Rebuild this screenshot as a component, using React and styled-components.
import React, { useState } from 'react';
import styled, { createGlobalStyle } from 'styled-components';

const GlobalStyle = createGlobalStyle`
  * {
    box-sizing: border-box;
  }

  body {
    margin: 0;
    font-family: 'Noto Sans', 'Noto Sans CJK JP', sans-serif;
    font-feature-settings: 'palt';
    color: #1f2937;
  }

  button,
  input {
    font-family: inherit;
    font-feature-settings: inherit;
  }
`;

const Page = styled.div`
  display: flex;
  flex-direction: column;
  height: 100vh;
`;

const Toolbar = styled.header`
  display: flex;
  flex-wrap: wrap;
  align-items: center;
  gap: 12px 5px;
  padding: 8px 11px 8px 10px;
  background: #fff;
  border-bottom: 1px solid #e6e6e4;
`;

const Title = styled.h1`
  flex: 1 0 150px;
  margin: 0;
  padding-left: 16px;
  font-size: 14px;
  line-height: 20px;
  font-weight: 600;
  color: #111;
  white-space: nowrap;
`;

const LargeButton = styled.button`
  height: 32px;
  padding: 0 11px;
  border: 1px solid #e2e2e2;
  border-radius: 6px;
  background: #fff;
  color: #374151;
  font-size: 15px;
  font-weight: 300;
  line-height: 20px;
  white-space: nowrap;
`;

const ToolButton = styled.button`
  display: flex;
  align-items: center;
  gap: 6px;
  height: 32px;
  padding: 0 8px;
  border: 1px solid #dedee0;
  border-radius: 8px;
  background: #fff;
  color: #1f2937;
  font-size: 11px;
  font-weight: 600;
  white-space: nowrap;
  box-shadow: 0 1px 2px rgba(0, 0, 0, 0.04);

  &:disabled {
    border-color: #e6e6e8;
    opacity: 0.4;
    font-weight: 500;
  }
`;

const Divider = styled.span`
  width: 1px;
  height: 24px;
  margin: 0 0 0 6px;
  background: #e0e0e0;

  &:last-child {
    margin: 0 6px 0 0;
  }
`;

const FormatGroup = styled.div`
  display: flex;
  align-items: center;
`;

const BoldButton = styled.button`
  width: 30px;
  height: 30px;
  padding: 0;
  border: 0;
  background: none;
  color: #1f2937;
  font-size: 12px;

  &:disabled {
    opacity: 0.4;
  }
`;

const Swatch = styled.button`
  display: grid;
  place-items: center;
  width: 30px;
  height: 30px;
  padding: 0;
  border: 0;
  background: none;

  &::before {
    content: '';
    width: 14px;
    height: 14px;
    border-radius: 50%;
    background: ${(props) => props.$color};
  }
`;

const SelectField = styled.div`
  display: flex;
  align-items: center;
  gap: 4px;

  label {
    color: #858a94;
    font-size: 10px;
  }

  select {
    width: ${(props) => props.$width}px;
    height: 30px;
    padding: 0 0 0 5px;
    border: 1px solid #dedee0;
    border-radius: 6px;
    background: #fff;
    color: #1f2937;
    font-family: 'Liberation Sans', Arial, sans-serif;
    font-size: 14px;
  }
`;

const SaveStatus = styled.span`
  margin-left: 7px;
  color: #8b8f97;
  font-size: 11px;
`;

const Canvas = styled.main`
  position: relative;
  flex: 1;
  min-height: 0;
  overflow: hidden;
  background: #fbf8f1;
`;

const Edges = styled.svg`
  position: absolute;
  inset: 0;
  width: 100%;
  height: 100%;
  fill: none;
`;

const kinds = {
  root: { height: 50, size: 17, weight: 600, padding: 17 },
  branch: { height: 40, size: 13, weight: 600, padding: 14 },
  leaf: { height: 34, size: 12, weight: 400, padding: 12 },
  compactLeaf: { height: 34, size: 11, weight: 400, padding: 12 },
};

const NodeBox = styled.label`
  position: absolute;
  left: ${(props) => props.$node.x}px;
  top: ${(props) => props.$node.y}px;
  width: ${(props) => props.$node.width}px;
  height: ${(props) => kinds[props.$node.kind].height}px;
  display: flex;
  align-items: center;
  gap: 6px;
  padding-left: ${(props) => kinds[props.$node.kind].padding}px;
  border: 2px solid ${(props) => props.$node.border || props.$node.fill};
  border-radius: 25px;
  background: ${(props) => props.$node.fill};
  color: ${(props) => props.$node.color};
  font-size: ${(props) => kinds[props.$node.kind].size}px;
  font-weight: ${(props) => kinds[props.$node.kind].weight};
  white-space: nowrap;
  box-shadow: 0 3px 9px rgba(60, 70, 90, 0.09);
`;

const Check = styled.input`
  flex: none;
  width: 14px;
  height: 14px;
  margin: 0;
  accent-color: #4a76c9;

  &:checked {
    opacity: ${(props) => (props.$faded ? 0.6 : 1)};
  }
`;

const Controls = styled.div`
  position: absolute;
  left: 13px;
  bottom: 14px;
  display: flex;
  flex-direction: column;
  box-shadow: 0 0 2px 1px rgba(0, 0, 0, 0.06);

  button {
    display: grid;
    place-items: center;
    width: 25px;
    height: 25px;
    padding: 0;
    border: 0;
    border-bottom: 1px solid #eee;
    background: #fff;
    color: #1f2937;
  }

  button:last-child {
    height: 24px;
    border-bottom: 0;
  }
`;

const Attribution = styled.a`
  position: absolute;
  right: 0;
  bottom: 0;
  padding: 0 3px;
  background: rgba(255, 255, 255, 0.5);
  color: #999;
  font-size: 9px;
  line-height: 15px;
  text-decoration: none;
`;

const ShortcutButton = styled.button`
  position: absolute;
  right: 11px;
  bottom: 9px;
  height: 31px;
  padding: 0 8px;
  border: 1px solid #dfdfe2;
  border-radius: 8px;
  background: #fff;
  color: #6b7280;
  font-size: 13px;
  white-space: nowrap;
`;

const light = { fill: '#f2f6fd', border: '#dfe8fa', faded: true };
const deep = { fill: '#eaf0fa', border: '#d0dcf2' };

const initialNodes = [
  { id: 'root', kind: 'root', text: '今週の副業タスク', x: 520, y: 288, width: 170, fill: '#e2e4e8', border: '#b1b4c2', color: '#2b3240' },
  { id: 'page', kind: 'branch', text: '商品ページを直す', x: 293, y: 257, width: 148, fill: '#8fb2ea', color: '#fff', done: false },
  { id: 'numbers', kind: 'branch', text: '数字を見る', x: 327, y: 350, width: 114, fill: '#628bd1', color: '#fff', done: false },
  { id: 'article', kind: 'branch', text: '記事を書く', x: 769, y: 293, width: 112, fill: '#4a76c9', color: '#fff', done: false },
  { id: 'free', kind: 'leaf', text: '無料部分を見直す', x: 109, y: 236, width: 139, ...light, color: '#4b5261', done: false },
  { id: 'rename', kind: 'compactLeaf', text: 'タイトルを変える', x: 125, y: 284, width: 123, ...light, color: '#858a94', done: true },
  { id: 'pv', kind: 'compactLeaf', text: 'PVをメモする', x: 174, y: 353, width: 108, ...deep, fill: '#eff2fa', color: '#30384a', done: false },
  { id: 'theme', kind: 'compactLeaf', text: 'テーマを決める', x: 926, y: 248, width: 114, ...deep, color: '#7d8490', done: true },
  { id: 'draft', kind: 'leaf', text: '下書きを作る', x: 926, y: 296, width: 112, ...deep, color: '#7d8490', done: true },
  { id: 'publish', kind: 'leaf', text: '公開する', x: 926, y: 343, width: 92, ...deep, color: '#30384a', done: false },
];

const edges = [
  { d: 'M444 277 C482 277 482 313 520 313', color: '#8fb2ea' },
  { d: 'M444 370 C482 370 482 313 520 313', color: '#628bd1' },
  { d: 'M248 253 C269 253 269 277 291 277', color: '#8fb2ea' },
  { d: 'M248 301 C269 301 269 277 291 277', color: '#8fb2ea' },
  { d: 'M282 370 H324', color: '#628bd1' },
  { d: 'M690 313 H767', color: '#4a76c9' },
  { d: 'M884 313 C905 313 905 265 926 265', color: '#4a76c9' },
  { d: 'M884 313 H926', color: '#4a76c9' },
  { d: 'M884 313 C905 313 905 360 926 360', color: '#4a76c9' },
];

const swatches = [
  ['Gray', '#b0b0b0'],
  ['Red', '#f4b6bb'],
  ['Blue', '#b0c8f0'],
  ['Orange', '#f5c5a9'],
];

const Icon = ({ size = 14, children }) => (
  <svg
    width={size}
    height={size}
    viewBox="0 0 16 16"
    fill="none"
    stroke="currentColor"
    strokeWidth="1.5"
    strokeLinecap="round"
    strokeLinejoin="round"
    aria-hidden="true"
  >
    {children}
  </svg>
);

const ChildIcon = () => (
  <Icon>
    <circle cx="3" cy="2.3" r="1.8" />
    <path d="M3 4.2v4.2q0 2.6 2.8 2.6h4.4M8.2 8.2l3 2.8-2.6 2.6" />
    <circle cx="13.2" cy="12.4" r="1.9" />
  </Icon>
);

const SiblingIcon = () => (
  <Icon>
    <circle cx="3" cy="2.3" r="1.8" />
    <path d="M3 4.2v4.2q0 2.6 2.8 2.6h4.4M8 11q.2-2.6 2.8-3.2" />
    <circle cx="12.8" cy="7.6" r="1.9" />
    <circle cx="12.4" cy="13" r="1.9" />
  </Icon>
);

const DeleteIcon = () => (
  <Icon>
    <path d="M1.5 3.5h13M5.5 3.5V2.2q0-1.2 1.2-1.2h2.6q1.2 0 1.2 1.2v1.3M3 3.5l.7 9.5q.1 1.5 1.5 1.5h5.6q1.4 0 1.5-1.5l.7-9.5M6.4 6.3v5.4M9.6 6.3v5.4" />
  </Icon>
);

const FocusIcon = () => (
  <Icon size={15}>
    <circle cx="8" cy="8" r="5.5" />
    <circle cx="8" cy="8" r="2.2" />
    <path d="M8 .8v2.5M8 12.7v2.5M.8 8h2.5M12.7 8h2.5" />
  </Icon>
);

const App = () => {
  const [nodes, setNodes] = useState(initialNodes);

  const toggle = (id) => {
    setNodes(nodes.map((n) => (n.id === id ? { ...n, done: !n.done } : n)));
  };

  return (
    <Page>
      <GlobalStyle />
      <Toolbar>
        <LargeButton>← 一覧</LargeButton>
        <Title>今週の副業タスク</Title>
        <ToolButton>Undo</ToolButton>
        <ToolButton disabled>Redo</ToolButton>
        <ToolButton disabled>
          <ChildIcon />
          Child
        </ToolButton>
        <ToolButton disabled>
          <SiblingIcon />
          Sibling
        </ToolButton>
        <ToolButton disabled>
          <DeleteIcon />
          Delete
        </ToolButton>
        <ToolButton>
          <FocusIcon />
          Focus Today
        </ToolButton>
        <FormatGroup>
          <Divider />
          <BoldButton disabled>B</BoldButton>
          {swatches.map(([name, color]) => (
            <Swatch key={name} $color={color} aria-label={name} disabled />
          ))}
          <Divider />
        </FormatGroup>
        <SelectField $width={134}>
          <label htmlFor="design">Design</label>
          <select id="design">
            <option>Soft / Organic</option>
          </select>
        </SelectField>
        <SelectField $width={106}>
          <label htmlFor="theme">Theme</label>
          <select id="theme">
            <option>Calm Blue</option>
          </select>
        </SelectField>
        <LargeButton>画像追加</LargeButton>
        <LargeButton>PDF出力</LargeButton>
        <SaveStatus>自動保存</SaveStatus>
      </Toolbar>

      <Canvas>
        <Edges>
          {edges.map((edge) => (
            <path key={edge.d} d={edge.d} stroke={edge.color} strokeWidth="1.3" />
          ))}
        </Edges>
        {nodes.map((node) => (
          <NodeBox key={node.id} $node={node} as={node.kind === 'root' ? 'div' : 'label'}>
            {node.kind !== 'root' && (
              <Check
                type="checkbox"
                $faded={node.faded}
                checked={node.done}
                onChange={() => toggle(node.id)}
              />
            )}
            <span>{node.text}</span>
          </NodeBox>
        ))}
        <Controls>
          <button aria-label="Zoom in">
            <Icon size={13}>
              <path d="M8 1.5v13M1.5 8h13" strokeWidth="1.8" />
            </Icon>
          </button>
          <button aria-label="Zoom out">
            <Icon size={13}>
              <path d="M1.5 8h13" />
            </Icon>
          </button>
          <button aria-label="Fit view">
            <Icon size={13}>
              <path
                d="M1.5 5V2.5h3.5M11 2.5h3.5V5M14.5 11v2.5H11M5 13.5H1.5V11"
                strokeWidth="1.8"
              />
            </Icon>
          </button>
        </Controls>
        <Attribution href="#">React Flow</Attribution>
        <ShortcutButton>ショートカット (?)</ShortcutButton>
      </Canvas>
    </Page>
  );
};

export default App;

□ □ □ □ □

## WRITTEN INSTRUCTION
Work out the number of lines above that include the string "components" and write only that number.

## ANSWER FOR THE TASK
2